NoteThis script doesn't automate switching of agent to secondary MC. You need to implement DNS switch logic in for example custom_pre_script.sh.
7) Tracker Server
- Install additional Tracker Server on machine other than primary MC
- Set next Default Agent Profile parameters:
- Custom trackers: to tracker server which runs on primary MC and your spare tracker server.
- Custom tracker mode: High Availability
8) Agents & Jobs HA
Using Management Console agent in HA setupBoth Management Consoles have a local agent by default. Whenever a fallback happens, this agent's unique identity is not preserved. Secondary console will try to run the jobs as if its local agent was the same agent that the primary console was using.
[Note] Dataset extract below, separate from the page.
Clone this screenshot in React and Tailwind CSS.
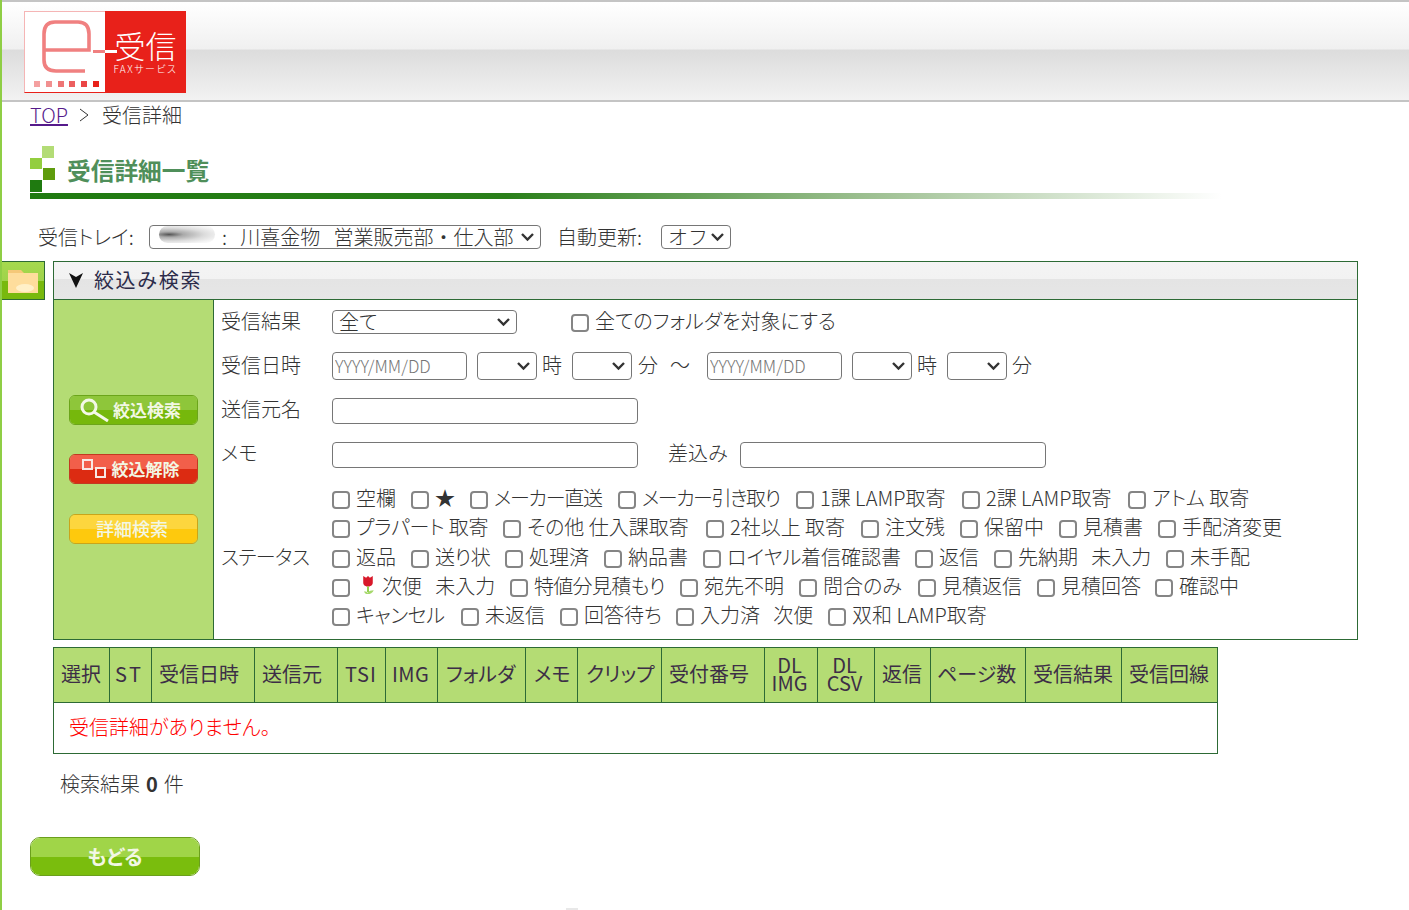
import React from "react";

const jp = "[font-family:'Noto_Sans_CJK_JP','Noto_Sans_CJK_SC',sans-serif] [font-feature-settings:'palt']";

function Sel({ w, children, h = "h-[24px]", pl = "pl-[6px]", cls = "" }) {
  return (
    <span className={`relative inline-flex shrink-0 ${w} ${h}`}>
      <select className={`w-full h-full appearance-none bg-white border border-[#767676] rounded-[4px] ${pl} ${cls} text-[20px] leading-none text-[#333]`}>
        {children}
      </select>
      <svg className="absolute right-[7px] top-1/2 -translate-y-1/2 w-[13px] h-[9px] pointer-events-none" viewBox="0 0 13 9" fill="none" stroke="#333" strokeWidth="2.4">
        <path d="M1 1.5 L6.5 7 L12 1.5" />
      </svg>
    </span>
  );
}

function Check({ label, gap = "gap-[6px]" }) {
  return (
    <label className={`flex items-center ${gap} whitespace-pre`}>
      <input type="checkbox" className="appearance-none w-[18px] h-[18px] mt-[4px] border-2 border-[#858585] rounded-[4px] bg-white shrink-0" />
      {label}
    </label>
  );
}

function Tulip() {
  return (
    <svg viewBox="0 0 14 22" className="w-[14px] h-[21px]">
      <path d="M2 1 L5 3 L7 1 L9 3 L12 1 L12 8 C12 11 9 12 7 12 C5 12 2 11 2 8 Z" fill="#d8192a" />
      <rect x="6" y="12" width="2" height="6" fill="#8fce45" />
      <path d="M7 20 C9 20 12 19 13 16 C10 16 8 17 7 18 Z" fill="#a5d86a" />
      <path d="M7 20 C5 20 3 19 3 17 C5 17 6 18 7 19 Z" fill="#a5d86a" />
    </svg>
  );
}

const rows = [
  [["空欄", "w-[79px]"], ["★", "w-[59px]"], ["メーカー直送", "w-[148px]", "tracking-[-1.3px]"], ["メーカー引き取り", "w-[178px]", "tracking-[-1.5px]"], ["1課 LAMP取寄", "w-[166px]"], ["2課 LAMP取寄", "w-[166px]"], ["アトム 取寄", "w-[130px]"]],
  [["プラパート 取寄", "w-[171px]", "tracking-[-0.2px]"], ["その他 仕入課取寄", "w-[203px]"], ["2社以上 取寄", "w-[155px]"], ["注文残", "w-[99px]"], ["保留中", "w-[99px]"], ["見積書", "w-[99px]"], ["手配済変更", "w-[130px]"]],
  [["返品", "w-[79px]"], ["送り状", "w-[94px]", "tracking-[-0.5px]"], ["処理済", "w-[99px]"], ["納品書", "w-[99px]"], ["ロイヤル着信確認書", "w-[212px]"], ["返信", "w-[79px]"], ["先納期   未入力", "w-[172px]"], ["未手配", "w-[90px]"]],
  [["TULIP", "w-[178px]"], ["特値分見積もり", "w-[170px]", "tracking-[-0.7px]"], ["宛先不明", "w-[119px]"], ["問合のみ", "w-[119px]"], ["見積返信", "w-[119px]"], ["見積回答", "w-[118px]"], ["確認中", "w-[90px]"]],
  [["キャンセル", "w-[129px]", "tracking-[-0.4px]"], ["未返信", "w-[99px]"], ["回答待ち", "w-[116px]"], ["入力済   次便", "w-[152px]"], ["双和 LAMP取寄", "w-[170px]"]],
];

const cols = [
  ["選択", "w-[56px] pl-[7px] justify-start"],
  ["ST", "w-[42px] pl-[5px] justify-start tracking-[2.5px]"],
  ["受信日時", "w-[103px] pl-[7px] justify-start"],
  ["送信元", "w-[83px] pl-[7px] justify-start"],
  ["TSI", "w-[48px] pl-[7px] justify-start tracking-[1px]"],
  ["IMG", "w-[52px] pl-[6px] justify-start tracking-[0.5px]"],
  ["フォルダ", "w-[88px] pl-[8px] justify-start"],
  ["メモ", "w-[52px] pl-[8px] justify-start"],
  ["クリップ", "w-[84px] pl-[8px] justify-start"],
  ["受付番号", "w-[103px] pl-[7px] justify-start"],
  ["DL\nIMG", "w-[53px] justify-center pr-[3px]"],
  ["DL\nCSV", "w-[57px] justify-center pr-[3px]"],
  ["返信", "w-[56px] pl-[7px] justify-start"],
  ["ページ数", "w-[95px] pl-[6px] justify-start"],
  ["受信結果", "w-[96px] pl-[7px] justify-start"],
  ["受信回線", "w-[96px] pl-[7px] justify-start"],
];

function GlossBtn({ w, h, top, bottom, border, children, cls = "", inner = "" }) {
  return (
    <button className={`relative flex items-center justify-center ${w} ${h} rounded-[6px] border ${border} overflow-hidden ${cls}`}>
      <span className={`absolute inset-x-0 top-0 h-1/2 ${top}`} />
      <span className={`absolute inset-x-0 bottom-0 h-1/2 ${bottom}`} />
      <span className={`relative flex items-center justify-center font-bold text-[#f2f7e4] ${inner}`}>{children}</span>
    </button>
  );
}

export default function App() {
  return (
    <div className={`${jp} relative w-[1409px] h-[910px] overflow-hidden bg-white border-l-2 border-[#8fce45] text-[20px] leading-[28px] text-[#333] font-light`}>
      {/* header */}
      <div className="h-[102px] border-t-2 border-b-2 border-[#c4c4c4] bg-[linear-gradient(#ffffff_0%,#f0f0f0_48%,#dcdcdc_49%,#f2f2f2_100%)] pt-[9px] pl-[22px]">
        <div className="relative flex w-[162px] h-[82px]">
          <div className="relative w-[81px] h-[82px] bg-white border border-[#f5b5b5] border-r-0 border-b-[#e8211a]">
            <svg viewBox="0 0 80 80" className="absolute inset-0 w-[80px] h-[80px]" fill="none">
              <path d="M19 38 H64 V22 Q64 10 53 10 H30 Q19 10 19 22 V48 Q19 59 31 59 H60" stroke="#f08080" strokeWidth="3.6" />
              <rect x="9" y="69" width="6" height="6" fill="#f4a0a0" />
              <rect x="21" y="69" width="6" height="6" fill="#f19090" />
              <rect x="33" y="69" width="6" height="6" fill="#ee7575" />
              <rect x="44" y="69" width="6" height="6" fill="#ec5f5f" />
              <rect x="56" y="69" width="6" height="6" fill="#ea4545" />
              <rect x="68" y="69" width="6" height="6" fill="#e8211a" />
            </svg>
          </div>
          <div className="w-[81px] h-[82px] bg-[#e8211a] text-white flex flex-col items-center pt-[18px]">
            <span className="text-[31px] leading-[32px] whitespace-nowrap [font-feature-settings:normal]">受信</span>
            <span className="text-[10px] leading-[12px] tracking-[1.5px] mt-[2px] whitespace-nowrap">FAXサービス</span>
          </div>
          <svg viewBox="0 0 24 3" className="absolute left-[69px] top-[39px] w-[24px] h-[3px]">
            <rect x="0" y="0" width="12" height="3" fill="#f08080" />
            <rect x="12" y="0" width="12" height="3" fill="#ffffff" />
          </svg>
        </div>
      </div>

      {/* breadcrumb */}
      <div className="flex items-center h-[28px] pl-[28px] pb-[2px]">
        <a className="text-[#551a8b] underline">TOP</a>
        <svg viewBox="0 0 12 16" className="w-[12px] h-[16px] ml-[10px] mr-[12px]" fill="none" stroke="#333" strokeWidth="1"><path d="M2 2 L10 8 L2 14" /></svg>
        <span>受信詳細</span>
      </div>

      {/* title */}
      <div className="relative ml-[28px] mt-[16px] h-[56px] w-[1192px]">
        <div className="flex items-center h-[48px] pl-[37px] pb-[1px]">
          <span className="text-[23.7px] font-bold text-[#4f8f5a] [font-feature-settings:normal]">受信詳細一覧</span>
        </div>
        <svg viewBox="0 0 26 46" className="absolute left-0 top-0 w-[26px] h-[46px]">
          <rect x="12" y="0" width="12" height="12" fill="#b3dc76" />
          <rect x="0" y="12" width="12" height="11" fill="#93ce3f" />
          <rect x="13" y="22" width="12" height="12" fill="#5f9c0d" />
          <rect x="0" y="34" width="12" height="12" fill="#1f7a10" />
        </svg>
        <div className="absolute left-0 top-[47px] right-0 h-[6px] bg-[linear-gradient(90deg,#1f7a10_0%,#2a7f1a_40%,#9cbf90_70%,#ffffff_100%)]" />
      </div>

      {/* tray */}
      <div className="flex items-center h-[28px] mt-[21px] pl-[36px]">
        <span className="w-[111px] whitespace-pre">受信トレイ:</span>
        <span className="relative">
          <Sel w="w-[392px]" pl="pl-[72px]" cls="[font-feature-settings:normal]">
            <option>{":\u00a0\u00a0\u00a0川喜金物\u00a0\u00a0\u00a0営業販売部・仕入部"}</option>
          </Sel>
          <span className="absolute left-[10px] top-[3px] w-[56px] h-[17px] rounded-full bg-[radial-gradient(ellipse_at_18%_50%,#555_0%,#aaa_22%,#ddd_55%,#f4f4f4_80%,#fff_100%)]" />
        </span>
        <span className="ml-[16px] w-[104px] whitespace-pre">自動更新:</span>
        <Sel w="w-[70px]" cls="[font-feature-settings:normal]"><option>オフ</option></Sel>
      </div>

      {/* search panel */}
      <div className="relative mt-[10px] ml-[51px] w-[1305px] border border-[#2d6a35]">
        <div className="absolute left-[-52px] top-[-1px] w-[43px] h-[39px] border border-[#2d6a35] border-l-0 bg-[linear-gradient(#a5d94e_0%,#9fd34a_50%,#78b90d_51%,#78b90d_100%)] flex items-center justify-center">
          <svg viewBox="0 0 30 24" className="w-[30px] h-[24px]">
            <path d="M0 1 H13 L16 4 H30 V24 H0 Z" fill="#f5c878" />
            <rect x="0" y="4" width="30" height="20" fill="#fedd9c" />
            <ellipse cx="17" cy="19" rx="9" ry="4" fill="#fff0c8" />
          </svg>
        </div>
        <div className="flex items-center h-[38px] pb-[2px] border-b border-[#2d6a35] bg-[linear-gradient(#f4f4f4_0%,#f2f2f2_45%,#e4e4e4_46%,#e6e6e6_100%)] pl-[15px] gap-[11px]">
          <svg viewBox="0 0 14 16" className="w-[14px] h-[16px]"><path d="M0 1 L7 5 L14 1 L7 16 Z" fill="#111" /></svg>
          <span className="tracking-[1.6px] font-normal text-[#2c2c4a] [font-feature-settings:normal]">絞込み検索</span>
        </div>
        <div className="flex h-[339px]">
          <div className="w-[160px] shrink-0 bg-[#b4dc74] border-r border-[#2d6a35] flex flex-col items-center pt-[95px]">
            <GlossBtn w="w-[129px]" h="h-[30px]" top="bg-[#8ec63a]" bottom="bg-[#76b80c]" border="border-[#6ba51a]" cls="text-[17px]" inner="pr-[6px]">
              <svg viewBox="0 0 30 24" className="w-[30px] h-[24px] mr-[3px]" fill="none" stroke="#f4f8e8" strokeWidth="3"><circle cx="9" cy="9" r="7" /><path d="M14 14 L28 23" /></svg>
              絞込検索
            </GlossBtn>
            <GlossBtn w="w-[129px]" h="h-[30px]" top="bg-[#f25f4a]" bottom="bg-[#dc2b12]" border="border-[#c23a22]" cls="mt-[29px] text-[17px]" inner="pr-[6px]">
              <svg viewBox="0 0 26 22" className="w-[26px] h-[22px] mr-[4px]" fill="none" stroke="#f8e8e4" strokeWidth="2"><rect x="1" y="2" width="9" height="9" /><rect x="14" y="10" width="9" height="9" /></svg>
              絞込解除
            </GlossBtn>
            <GlossBtn w="w-[129px]" h="h-[30px]" top="bg-[#fdd63e]" bottom="bg-[#fec90d]" border="border-[#c9a51a]" cls="mt-[30px] text-[18px]" inner="font-medium pb-[3px] pr-[3px]">
              詳細検索
            </GlossBtn>
          </div>
          <div className="flex-1 relative pl-[7px] pt-[7px]">
            <div className="flex items-center h-[28px]">
              <span className="w-[111px]">受信結果</span>
              <Sel w="w-[185px] mt-[2px]"><option>全て</option></Sel>
              <span className="ml-[54px] flex"><Check label="全てのフォルダを対象にする" gap="gap-[6px]" /></span>
            </div>
            <div className="flex items-center h-[28px] mt-[16px]">
              <span className="w-[111px]">受信日時</span>
              <input placeholder="YYYY/MM/DD" className="w-[135px] h-[28px] mt-[2px] border border-[#767676] rounded-[4px] pl-[2px] text-[17px] placeholder:text-[#757575]" />
              <span className="ml-[10px] mt-[2px] flex"><Sel w="w-[60px]" h="h-[28px]"><option></option></Sel></span>
              <span className="ml-[5px] w-[30px]">時</span>
              <Sel w="w-[60px] mt-[2px]" h="h-[28px]"><option></option></Sel>
              <span className="ml-[6px] w-[32px]">分</span>
              <span className="w-[37px]">～</span>
              <input placeholder="YYYY/MM/DD" className="w-[135px] h-[28px] mt-[2px] border border-[#767676] rounded-[4px] pl-[2px] text-[17px] placeholder:text-[#757575]" />
              <span className="ml-[10px] mt-[2px] flex"><Sel w="w-[60px]" h="h-[28px]"><option></option></Sel></span>
              <span className="ml-[5px] w-[30px]">時</span>
              <Sel w="w-[60px] mt-[2px]" h="h-[28px]"><option></option></Sel>
              <span className="ml-[5px]">分</span>
            </div>
            <div className="flex items-center h-[28px] mt-[16px]">
              <span className="w-[111px]">送信元名</span>
              <input className="w-[306px] h-[26px] mt-[4px] border border-[#767676] rounded-[4px]" />
            </div>
            <div className="flex items-center h-[28px] mt-[16px]">
              <span className="w-[111px]">メモ</span>
              <input className="w-[306px] h-[26px] mt-[4px] border border-[#767676] rounded-[4px]" />
              <span className="ml-[30px] w-[72px]">差込み</span>
              <input className="w-[306px] h-[26px] mt-[4px] border border-[#767676] rounded-[4px]" />
            </div>
            <div className="flex items-center mt-[17px]">
              <span className="w-[111px] shrink-0 tracking-[-0.6px]">ステータス</span>
              <div className="flex flex-col gap-[1.25px]">
                {rows.map((r, i) => (
                  <div key={i} className="flex h-[28px]">
                    {r.map(([t, w, tr = ""], j) => (
                      <span key={j} className={`flex shrink-0 ${w}`}>
                        {t === "TULIP" ? (
                          <Check gap="gap-[11px]" label={<span className="flex items-center gap-[7px]"><Tulip />{"次便   未入力"}</span>} />
                        ) : (
                          <Check label={<span className={tr}>{t}</span>} />
                        )}
                      </span>
                    ))}
                  </div>
                ))}
              </div>
            </div>
          </div>
        </div>
      </div>

      {/* table */}
      <div className="ml-[51px] mt-[7px] w-[1165px] border border-[#2d6a35]">
        <div className="flex h-[55px] bg-[#b4dc74] border-b border-[#2d6a35] text-[#3c2e46] font-normal">
          {cols.map(([c, w], i) => (
            <div key={i} className={`flex items-center text-center whitespace-pre leading-[18px] pb-[2px] shrink-0 ${w} ${i < cols.length - 1 ? "border-r border-[#2d6a35]" : ""}`}>
              {c}
            </div>
          ))}
        </div>
        <div className="h-[50px] flex items-center pl-[15px] pb-[3px] text-[#ff0000]">受信詳細がありません。</div>
      </div>

      <div className="ml-[58px] mt-[16px] flex">
        <span>検索結果</span>
        <span className="font-bold ml-[6px] mr-[6px]">0</span>
        <span>件</span>
      </div>

      <div className="ml-[28px] mt-[39px]">
        <GlossBtn w="w-[170px]" h="h-[39px]" top="bg-[#a0d548]" bottom="bg-[#7abd0d]" border="border-[#6b9f1c]" cls="rounded-[10px]">
          もどる
        </GlossBtn>
      </div>

      <span className="absolute left-[564px] bottom-0 w-[12px] h-[2px] bg-[#e8e8e8]" />
    </div>
  );
}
If you're planning to implement High Availability solution, it is not recommended to add Management Console agents to any jobs. If you still want to sync files on either primary or secondary Management Console host machine, install a new independent agent service there and set up jobs for this agent instead.
While deploying agents, ensure to deliver a sync.conf file which contains DNS name of your MC, not IP address. Each Job's HA depends on a type of job you want to make highly available.
About Jobs & HA
- Synchronization job
HA available only if you have a limited (1-3) number of RW agents. As a HA measure just set up one more RW agent on a separate machine.
- Consolidation job
Set up one more agent as "Destination" on separate machine. Please note, that destination agents MUST NOT save data from sources to the same physical location (i.e. data cannot be saved to same network or SAN location).
- Distribution job
Set up one more agent as "Destination" on separate machine. Ensure, it has fastest connection possible to the source and has data pre-seeded. Alternatively, reserve destination machine may point to the same data location as source does (i.e. same network / SAN location).
Note, that in either case reserve agent will still need some time to receive metadata from source. The exact time depends on data size, CPU power and storage speed. Once reserve agent got the metadata, it'll keep seeding data to all other destinations even if source dies.